Start of a very long journey

I feel like I’m at the start of a very long journey… You see I have this love for astronomy and have slowly gotten back “in to it” over the past few years since being really interested as a child. I remember my dad taking me out the back garden at the family home in urban South Wales with a crap telescope to look at Saturn & Jupiter in the middle of the night.

My maternal grandfather used to live with us, and his bedroom backed onto the garden. I remember him looking out at us just to make sure we were ok…

I’ve always had a love for science. I’m an atheist and quite a geek. I’ve been a Apple advocate long before it was popular to be one and love a gadget more than most. I’m fortunate that my chosen career (Air Traffic Control) comes with it’s own level of gadgetry and my job has enabled me to pursue my gadgetry interests professionally too.

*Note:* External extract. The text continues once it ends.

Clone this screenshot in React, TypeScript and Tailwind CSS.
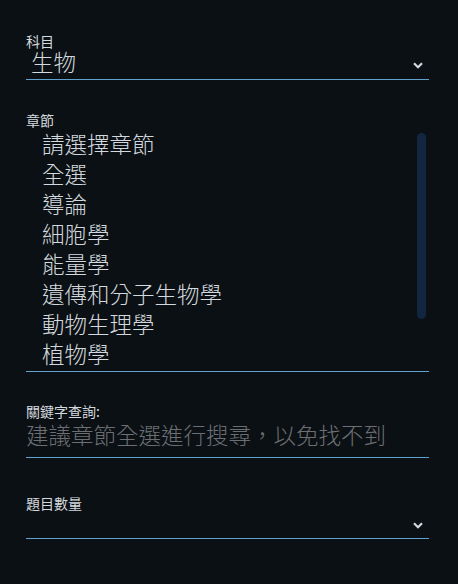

I’m very lucky that my partner also enjoys astronomy. Away from her employment she is a keen and talented artist, and is keen to explore the possibilities of sketching the night sky. If I were to say that drawing is not one of my strong points it would be a contender for the understatement of the year, so what for me now?

I really enjoy visual observing, but foolishly thought some time ago that I’d like to combine my interest in photography, computers and astronomy into one and have a go at astrophotography and here forth I begin the subject of this introductory post…. the start of a very long journey.

I consider myself to be reasonably intelligent and more than competent at dealing with information technology, but this whole astrophotography lark leaves me feeling bemused, frustrated, annoyed, surprised, delighted, depressed all rolled into one. It feels to the newcomer that concepts and techniques are deliberately shrouded in unfathomable terms just to make it much more difficult to understand.

I’ve been thinking about starting this blog for a while as I want to share my learning experiences as I go. I feel that I can’t be the only one that feels this way… or am I, in fact, alone?!

I hope you will join with me on this journey – I would love to receive feedback and comments to my posts. Maybe we can even help each other along the way. So let’s set off!